Negative SEO vs Sabotage
Just about any independent SEO worth their weight who publishes a number of websites has at least once hit a snag & been filtered or penalized. A person can say “not me” but how do they operate optimally in both the short term and long term if they never operate near limits or thresholds? But now that Google has begun actively penalizing sites for unnatural link profiles & tightening these thresholds, competitors have been giving one another shoves. Some of the most widely highlighted examples of crappy SEO were not attempts at SEO, but intentional competitive sabotage.
Why Many SEO Thought Leaders Remain Ignorant About SEO
Recently there have been numerous claims that negative SEO doesn’t work made by people who should know better.
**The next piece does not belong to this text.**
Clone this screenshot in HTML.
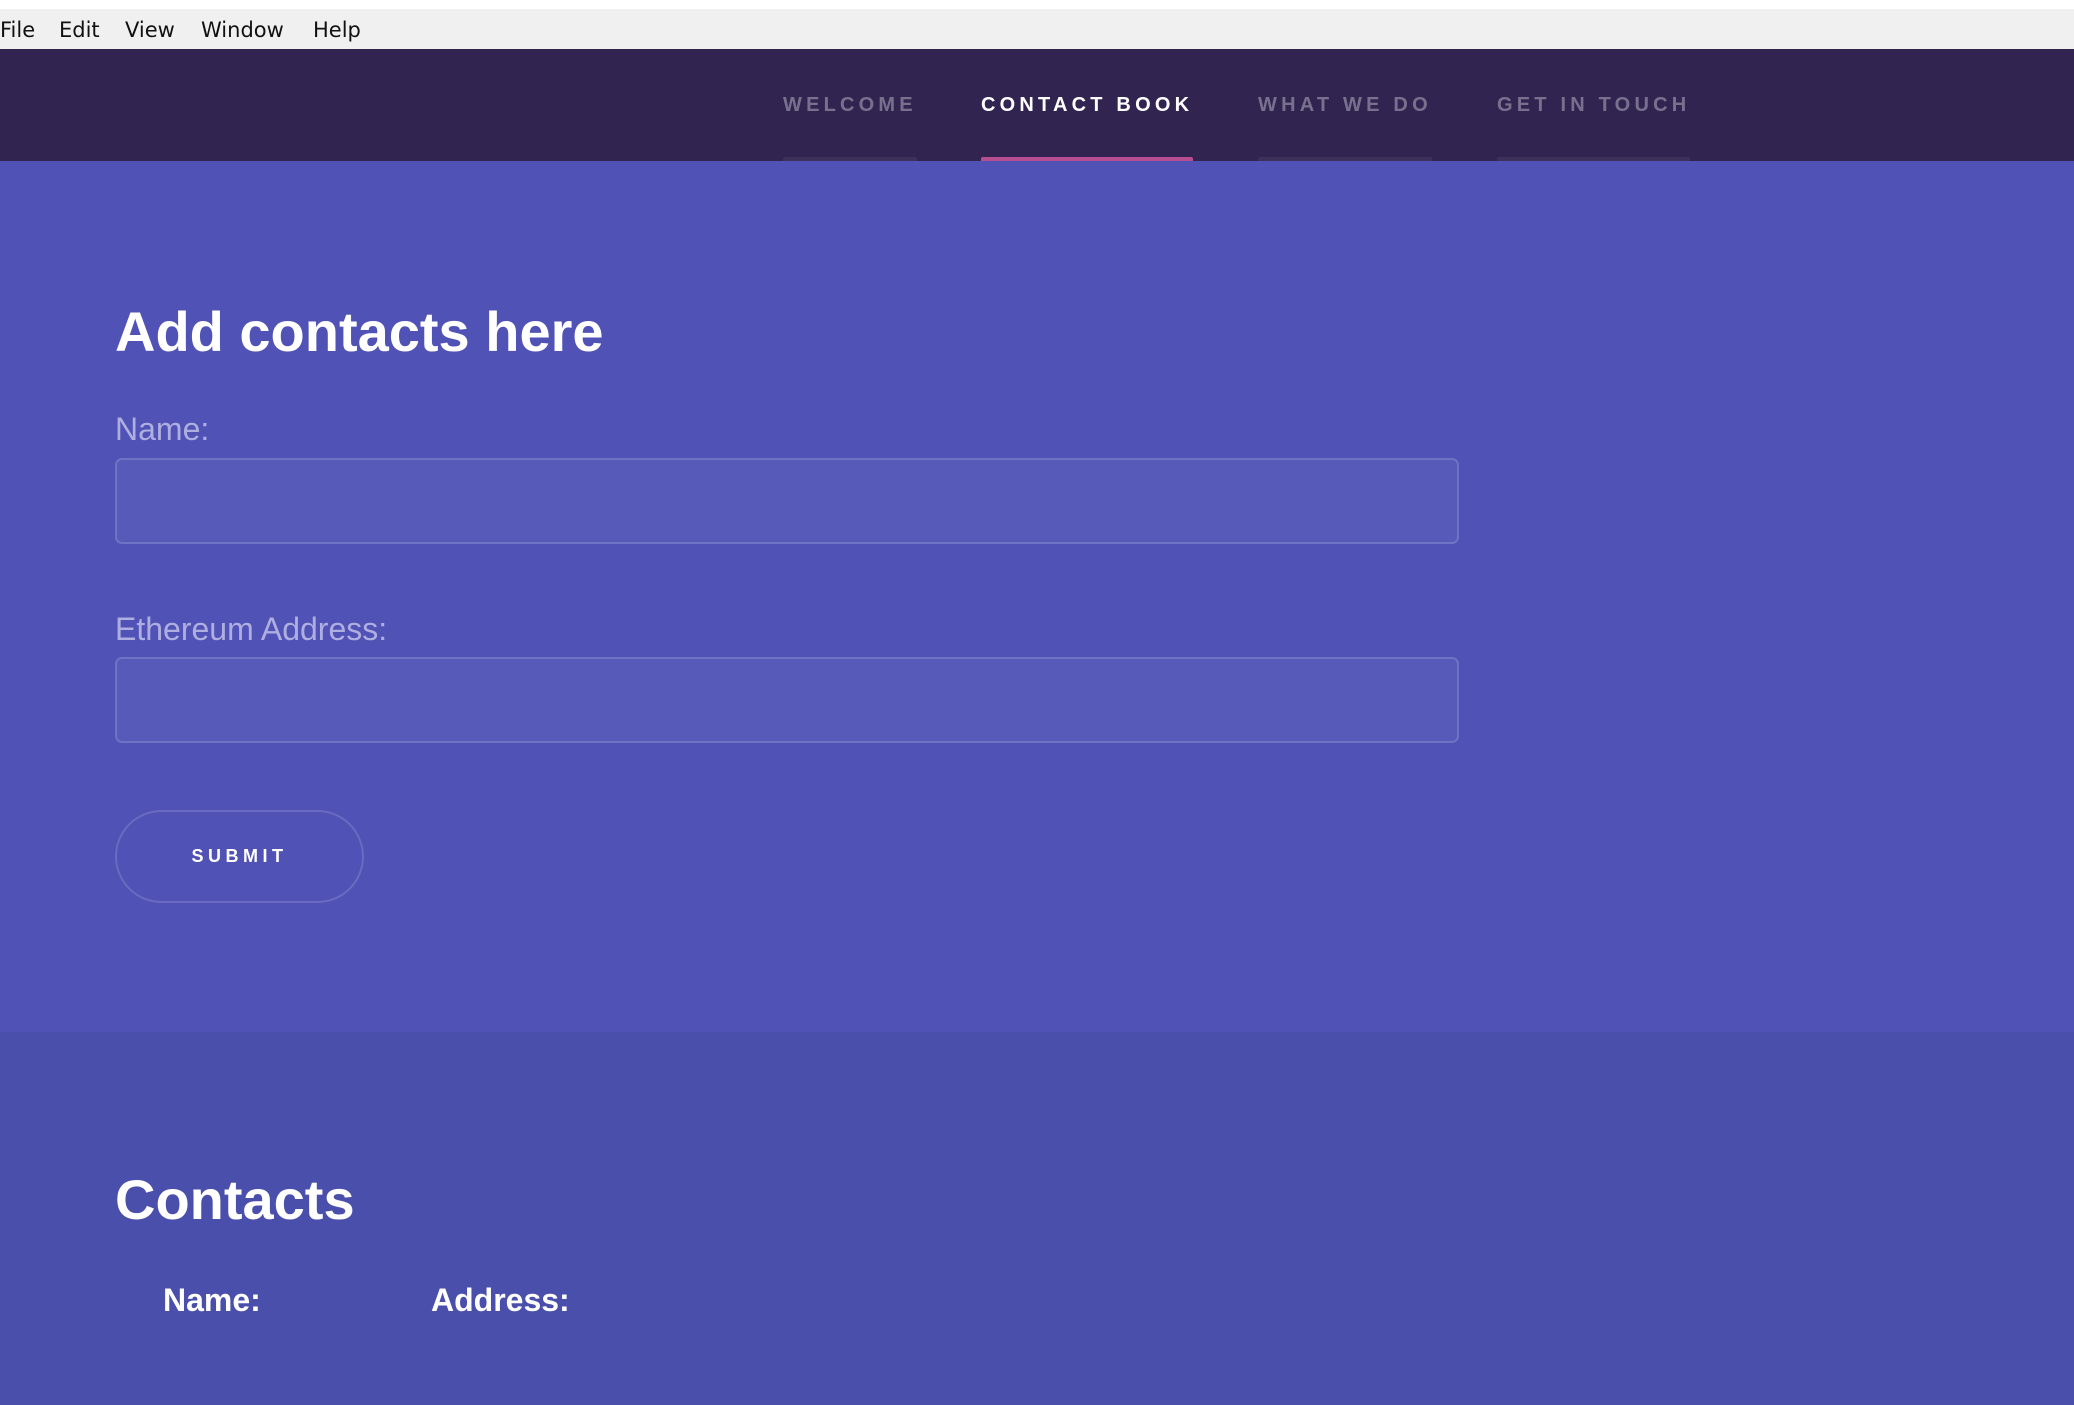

Many of them don’t know any better though, due to a combination of being naive, trusting public relations messaging as being the truth, and a general lack of recent experience on smaller sites.
If someone only…
- does consulting for large corporate clients
- works in house at a big company
- publishes a site about SEO and doesn’t build & market sites in competitive areas
… it is easy to bleat on about how negative SEO isn’t generally possible except for weak sites. Sites that (allegedly) deserve to be hit & must (obviously) lack quality to be so weak.
The Risk of Labeling “Spam”
As highlighted above, some of the most frequently & widely cited spam examples were not examples of spam, but examples of competitive sabotage. Thus anyone who recommends highlighting “spam” can potentially hose businesses that did nothing wrong.
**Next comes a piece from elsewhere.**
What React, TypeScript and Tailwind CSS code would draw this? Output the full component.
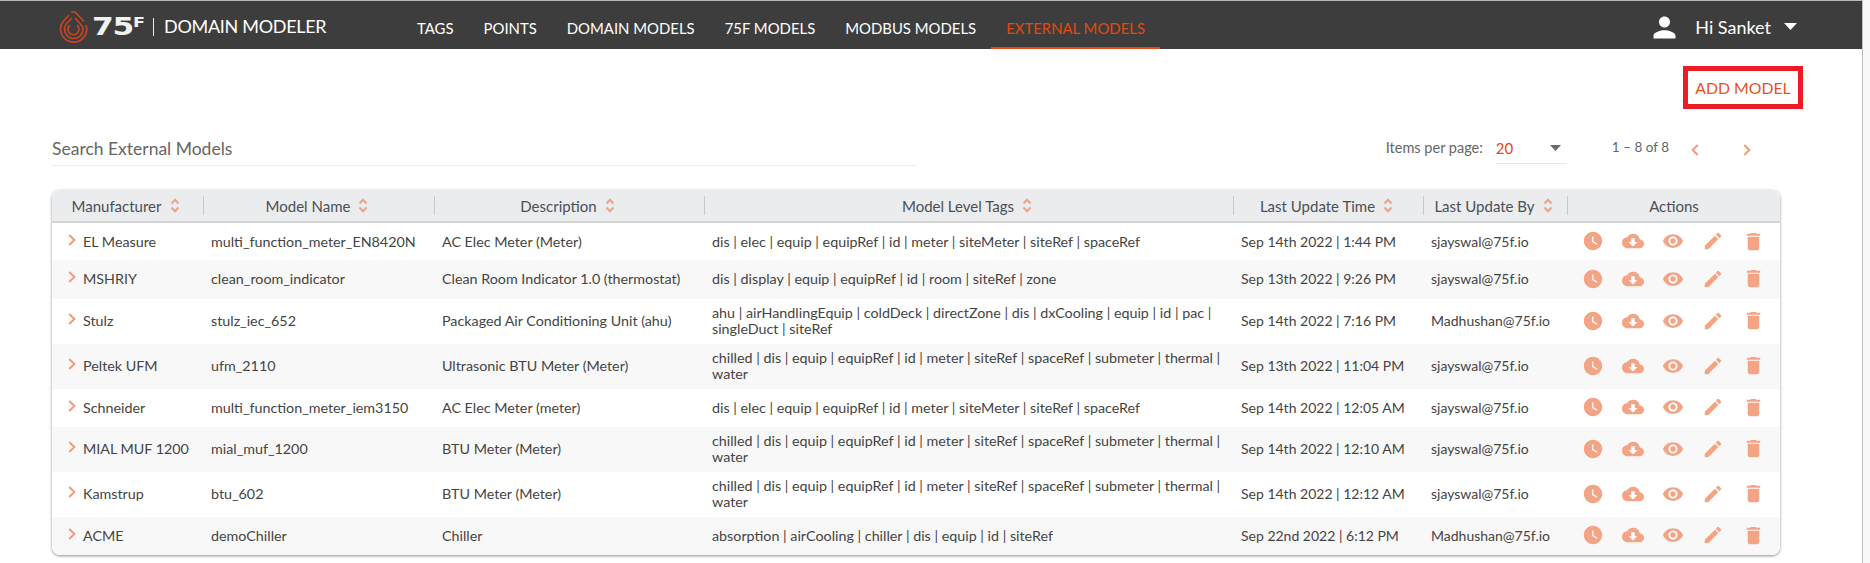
import React from 'react';
import { MdWatchLater, MdCloudDownload, MdVisibility, MdEdit, MdDelete, MdPerson } from 'react-icons/md';

const navItems = ['TAGS', 'POINTS', 'DOMAIN MODELS', '75F MODELS', 'MODBUS MODELS', 'EXTERNAL MODELS'];

const columns = [
  { label: 'Manufacturer', width: 'w-[151px]' },
  { label: 'Model Name', width: 'w-[231px]' },
  { label: 'Description', width: 'w-[270px]' },
  { label: 'Model Level Tags', width: 'w-[529px]' },
  { label: 'Last Update Time', width: 'w-[190px]' },
  { label: 'Last Update By', width: 'w-[144px]' },
];

const rows = [
  ['EL Measure', 'multi_function_meter_EN8420N', 'AC Elec Meter (Meter)', 'dis | elec | equip | equipRef | id | meter | siteMeter | siteRef | spaceRef', 'Sep 14th 2022 | 1:44 PM', 'sjayswal@75f.io'],
  ['MSHRIY', 'clean_room_indicator', 'Clean Room Indicator 1.0 (thermostat)', 'dis | display | equip | equipRef | id | room | siteRef | zone', 'Sep 13th 2022 | 9:26 PM', 'sjayswal@75f.io'],
  ['Stulz', 'stulz_iec_652', 'Packaged Air Conditioning Unit (ahu)', 'ahu | airHandlingEquip | coldDeck | directZone | dis | dxCooling | equip | id | pac | singleDuct | siteRef', 'Sep 14th 2022 | 7:16 PM', 'Madhushan@75f.io'],
  ['Peltek UFM', 'ufm_2110', 'Ultrasonic BTU Meter (Meter)', 'chilled | dis | equip | equipRef | id | meter | siteRef | spaceRef | submeter | thermal | water', 'Sep 13th 2022 | 11:04 PM', 'sjayswal@75f.io'],
  ['Schneider', 'multi_function_meter_iem3150', 'AC Elec Meter (meter)', 'dis | elec | equip | equipRef | id | meter | siteMeter | siteRef | spaceRef', 'Sep 14th 2022 | 12:05 AM', 'sjayswal@75f.io'],
  ['MIAL MUF 1200', 'mial_muf_1200', 'BTU Meter (Meter)', 'chilled | dis | equip | equipRef | id | meter | siteRef | spaceRef | submeter | thermal | water', 'Sep 14th 2022 | 12:10 AM', 'sjayswal@75f.io'],
  ['Kamstrup', 'btu_602', 'BTU Meter (Meter)', 'chilled | dis | equip | equipRef | id | meter | siteRef | spaceRef | submeter | thermal | water', 'Sep 14th 2022 | 12:12 AM', 'sjayswal@75f.io'],
  ['ACME', 'demoChiller', 'Chiller', 'absorption | airCooling | chiller | dis | equip | id | siteRef', 'Sep 22nd 2022 | 6:12 PM', 'Madhushan@75f.io'],
];

function Logo() {
  return (
    <svg width="29" height="32" viewBox="0 0 29 32" fill="none" stroke="#c8451f" strokeWidth="1.7" className="shrink-0">
      <path d="M10 4 L4.5 10 A13 13 0 1 0 27 14" />
      <path d="M13 7 L8 12 A9.2 9.2 0 1 0 23.5 15.5 L16 7" />
      <path d="M12 1 L16 1 L25 10.5" />
      <path d="M11 14 A5.5 5.5 0 1 0 18 14" />
    </svg>
  );
}

function SortIcon() {
  return (
    <svg width="10" height="15" viewBox="0 0 10 15" fill="none" stroke="#eaa388" strokeWidth="2" className="shrink-0">
      <path d="M1.5 5.5 L5 1.8 L8.5 5.5" />
      <path d="M1.5 9.5 L5 13.2 L8.5 9.5" />
    </svg>
  );
}

function Chevron({ left = false, className = '' }: { left?: boolean; className?: string }) {
  return (
    <svg width="8" height="12" viewBox="0 0 8 12" fill="none" stroke="#f09c7c" strokeWidth="2" className={className}>
      <path d={left ? 'M6.8 1 L1.6 6 L6.8 11' : 'M1.2 1 L6.4 6 L1.2 11'} />
    </svg>
  );
}

function Caret({ className = '', color }: { className?: string; color: string }) {
  return (
    <svg width="13" height="7" viewBox="0 0 13 7" className={className}>
      <path d="M0 0 H13 L6.5 7 Z" fill={color} />
    </svg>
  );
}

export default function App() {
  return (
    <div className="flex h-[563px] w-[1870px] overflow-hidden bg-[#f8f8f8] font-['Lato',sans-serif]">
      <div className="w-[1863px] shrink-0 bg-white border-r border-[#bdbdbd] border-t border-t-[#b8b8b8]">
        <header className="flex h-[48px] bg-[#3d3d3d] text-white">
          <div className="flex w-[402px] shrink-0 items-center pl-[59px] pt-[3px]">
            <Logo />
            <div className="ml-[4px] flex w-[54px] origin-left scale-x-[1.25] items-start font-['DejaVu_Sans',sans-serif] font-semibold leading-none text-[#f2f2f2]">
              <span className="text-[25px] tracking-[-1px]">75</span>
              <span className="mt-[1px] text-[14px]">F</span>
            </div>
            <span className="ml-[7px] h-[18px] w-px bg-[#eee]" />
            <span className="ml-[10px] text-[18px] tracking-[-0.3px] whitespace-nowrap">DOMAIN MODELER</span>
          </div>
          <nav className="flex">
            {navItems.map((item) => (
              <div
                key={item}
                className={`flex items-center px-[15px] pt-[8px] text-[14.9px] whitespace-nowrap border-b-2 ${item === 'EXTERNAL MODELS' ? 'border-[#e8490f] text-[#e5480f]' : 'border-transparent text-white'}`}
              >
                {item}
              </div>
            ))}
          </nav>
          <div className="ml-auto mr-[65px] flex items-center pt-[4px]">
            <MdPerson size={33} className="text-white" />
            <span className="ml-[14px] text-[18px] whitespace-nowrap">Hi Sanket</span>
            <Caret color="#ffffff" className="ml-[13px] mb-[2px]" />
          </div>
        </header>

        <div className="flex justify-end pt-[17px] pr-[59px]">
          <div className="flex h-[43px] w-[120px] items-center justify-center border-[5px] border-[#ed1c24] text-[15.8px] text-[#e8521c] whitespace-nowrap">
            ADD MODEL
          </div>
        </div>

        <div className="flex h-[56px] items-start pl-[52px] pr-[111px] pt-[18px]">
          <input
            placeholder="Search External Models"
            className="h-[39px] w-[864px] border-b border-[#ececec] pt-[4px] text-[17.5px] text-[#555] outline-none placeholder:text-[#666]"
          />
          <div className="ml-auto flex items-start text-[14.5px] text-[#666]">
            <span className="mt-[10px]">Items per page:</span>
            <div className="ml-[13px] flex h-[37px] w-[71px] items-center justify-between border-b border-[#e8e8e8] pt-[6px] pr-[6px] text-[#e5480f]">
              <span className="text-[15px]">20</span>
              <Caret color="#6a6a6a" className="h-[6px] w-[11px]" />
            </div>
            <span className="ml-[45px] mt-[10px] text-[13.5px] whitespace-nowrap">1 – 8 of 8</span>
            <Chevron left className="ml-[22px] mt-[17px]" />
            <Chevron className="ml-[44px] mt-[17px]" />
          </div>
        </div>

        <div className="ml-[52px] mt-[25px] w-[1728px] overflow-hidden rounded-[8px] shadow-[0_1px_3px_rgba(0,0,0,0.45)]">
          <table className="w-full table-fixed border-collapse text-[14px] leading-[16px] text-[#444]">
            <thead>
              <tr className="h-[32px] bg-[#ebecee] border-b-2 border-[#d4d4d4] text-[15px] font-normal text-[#4a4f57]">
                {columns.map((col, i) => (
                  <th key={col.label} className={`${col.width} p-0 font-normal`}>
                    <div className={`flex h-[19px] items-center justify-center gap-[8px] pr-[4px] ${i === 0 ? '' : 'border-l border-[#c9c9c9]'}`}>
                      <span>{col.label}</span>
                      <SortIcon />
                    </div>
                  </th>
                ))}
                <th className="p-0 font-normal">
                  <div className="flex h-[19px] items-center justify-center border-l border-[#c9c9c9]">Actions</div>
                </th>
              </tr>
            </thead>
            <tbody>
              {rows.map((row, i) => (
                <tr key={row[1]} className={`h-[38.25px] ${i % 2 === 1 ? 'bg-[#f8f8f8]' : 'bg-white'}`}>
                  <td className="py-[6.5px] pl-[16px] pr-0">
                    <div className="flex items-center whitespace-nowrap">
                      <Chevron className="mb-[4px] shrink-0" />
                      <span className="ml-[7px] text-[14.3px]">{row[0]}</span>
                    </div>
                  </td>
                  {row.slice(1).map((cell, j) => (
                    <td key={j} className={`py-[6.5px] px-[8px] whitespace-normal ${j < 3 ? 'text-[14.3px]' : ''}`}>
                      {cell}
                    </td>
                  ))}
                  <td className="p-0">
                    <div className="mb-[1px] flex items-center justify-between px-[15px] text-[#f4a484]">
                      <MdWatchLater size={22} />
                      <MdCloudDownload size={22} />
                      <MdVisibility size={22} />
                      <MdEdit size={22} />
                      <MdDelete size={23} />
                    </div>
                  </td>
                </tr>
              ))}
            </tbody>
          </table>
        </div>
      </div>
    </div>
  );
}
Why Many SEO Consultants Pretend Success & Cheer Brand
Most sites focused on search typically write a syndication of Google fluff public relations and/or are doing cloaked sales pieces claiming that the death of spammers is great because they and their clients keep becoming more successful. Its all fake it until you make it / fake it until you too are driven out of the ecosystem & pretend things are always getting better even when signs point the other direction. This is done for a variety of reasons:
- not wanting to lose access to Google
- signaling you have experience working with big brands
- wanting to signal that you are a safe play in the marketplace
Nobody ever got fired for choosing IBM.
Marketers Sell Whatever Google Promotes
It is far easier to get paid to do nothing than it is to get paid to fight against the waves of the ocean.
So long as Google keeps feeding macro-parasites trying to kill off smaller & independent players you can expect a lot of consultants to push themselves as being a good fit for the big brands that Google is explicitly designing their algorithms around promoting. However this trend won’t last forever. Many of those bigger sites are becoming ad networks & at some point Google will see that competitive threat for what it is. They will then decide “the user” would like a bit more diversity in the results & to see more smaller sites rank.
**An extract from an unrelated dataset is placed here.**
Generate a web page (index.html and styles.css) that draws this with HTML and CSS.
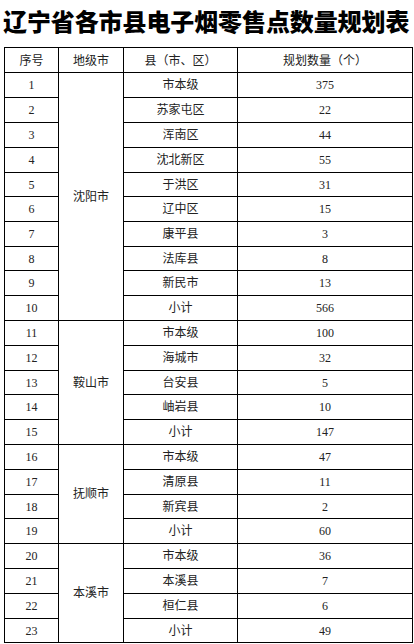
FILE: index.html
```html
<!DOCTYPE html>
<html lang="zh-CN">
<head>
<meta charset="utf-8">
<title>辽宁省各市县电子烟零售点数量规划表</title>
<link rel="stylesheet" href="styles.css">
</head>
<body>
<h1 class="title">辽宁省各市县电子烟零售点数量规划表</h1>
<table class="plan">
  <colgroup>
    <col class="c-no"><col class="c-city"><col class="c-county"><col class="c-num">
  </colgroup>
  <thead>
    <tr class="r25"><th>序号</th><th>地级市</th><th>县（市、区）</th><th>规划数量（个）</th></tr>
  </thead>
  <tbody>
    <tr class="r25"><td>1</td><td rowspan="10">沈阳市</td><td>市本级</td><td>375</td></tr>
    <tr class="r25"><td>2</td><td>苏家屯区</td><td>22</td></tr>
    <tr class="r25"><td>3</td><td>浑南区</td><td>44</td></tr>
    <tr class="r25"><td>4</td><td>沈北新区</td><td>55</td></tr>
    <tr class="r24"><td>5</td><td>于洪区</td><td>31</td></tr>
    <tr class="r25"><td>6</td><td>辽中区</td><td>15</td></tr>
    <tr class="r25"><td>7</td><td>康平县</td><td>3</td></tr>
    <tr class="r24"><td>8</td><td>法库县</td><td>8</td></tr>
    <tr class="r25"><td>9</td><td>新民市</td><td>13</td></tr>
    <tr class="r25"><td>10</td><td>小计</td><td>566</td></tr>
    <tr class="r25"><td>11</td><td rowspan="5">鞍山市</td><td>市本级</td><td>100</td></tr>
    <tr class="r25"><td>12</td><td>海城市</td><td>32</td></tr>
    <tr class="r24"><td>13</td><td>台安县</td><td>5</td></tr>
    <tr class="r25"><td>14</td><td>岫岩县</td><td>10</td></tr>
    <tr class="r25"><td>15</td><td>小计</td><td>147</td></tr>
    <tr class="r25"><td>16</td><td rowspan="4">抚顺市</td><td>市本级</td><td>47</td></tr>
    <tr class="r25"><td>17</td><td>清原县</td><td>11</td></tr>
    <tr class="r24"><td>18</td><td>新宾县</td><td>2</td></tr>
    <tr class="r25"><td>19</td><td>小计</td><td>60</td></tr>
    <tr class="r25"><td>20</td><td rowspan="4">本溪市</td><td>市本级</td><td>36</td></tr>
    <tr class="r25"><td>21</td><td>本溪县</td><td>7</td></tr>
    <tr class="r25"><td>22</td><td>桓仁县</td><td>6</td></tr>
    <tr class="r24"><td>23</td><td>小计</td><td>49</td></tr>
  </tbody>
</table>
</body>
</html>
```
FILE: styles.css
```css
html, body {
  margin: 0;
  padding: 0;
  background: #ffffff;
}

body {
  width: 414px;
  height: 644px;
  overflow: hidden;
}

.title {
  margin: 6px 0 11px 3px;
  font-family: "Noto Sans CJK SC", sans-serif;
  font-weight: 900;
  font-size: 24px;
  line-height: 30px;
  color: #000;
  white-space: nowrap;
  letter-spacing: -0.1px;
}

.plan {
  margin-left: 4px;
  border-collapse: collapse;
  table-layout: fixed;
  width: 408px;
  font-family: "Liberation Serif", "Noto Sans CJK SC", serif;
  font-size: 12px;
  color: #222;
}

.c-no { width: 54px; }
.c-city { width: 65px; }
.c-county { width: 114px; }
.c-num { width: 175px; }

.plan th,
.plan td {
  border: 1px solid #000;
  padding: 0;
  text-align: center;
  vertical-align: middle;
  font-weight: normal;
  line-height: 14px;
}

.plan th {
  font-family: "Noto Sans CJK SC", sans-serif;
}

.r25 { height: 25px; }
.r24 { height: 24px; }
```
Most Businesses Must be Small
Much like wealth, business distributions follow power laws & most businesses are small in scale. Sure “build brand” is a nice cure all, but building a strong brand requires scale. Not all businesses have the margins required to build brands. And businesses take time to grow.
Quality vs Scale
Scale & quality are not the same thing. Some businesses are intentionally kept small because their owners feel scale requires compromising on quality. Remember the Olive Garden review that went viral, or what the biggest banks did to the global economy a few years ago?
Most Big Companies Start Off Small
Since going public in 1987, Fastenal has been the fastest growing public company. The company was started by a guy who was sorting bolts and nuts in his basement. Now that they are worth $ 13 billion they are virtually untouchable, but if 30 years ago online was a big sales channel & someone negative SEOed him his business could have been toast.
Big businesses come from small businesses, as does most innovation. However, if the underlying market is absurdly unstable that retards investment in growth and innovation in companies like Fastenal:
The Fastenal story began in November 1967 when company founder Bob Kierlin opened the very first Fastenal store in his hometown of Winona, MN. The front counter was a salvaged door, about a dozen people attended the “grand opening” weekend, and the first month’s sales totaled $ 157.
One of the biggest failures of modern societies is the self-serving myth of too big to fail.
If SEOs believe that size of a business is the primary legitimate proxy for quality, they should either hire thousands of employees or go get a job at Wal-Mart.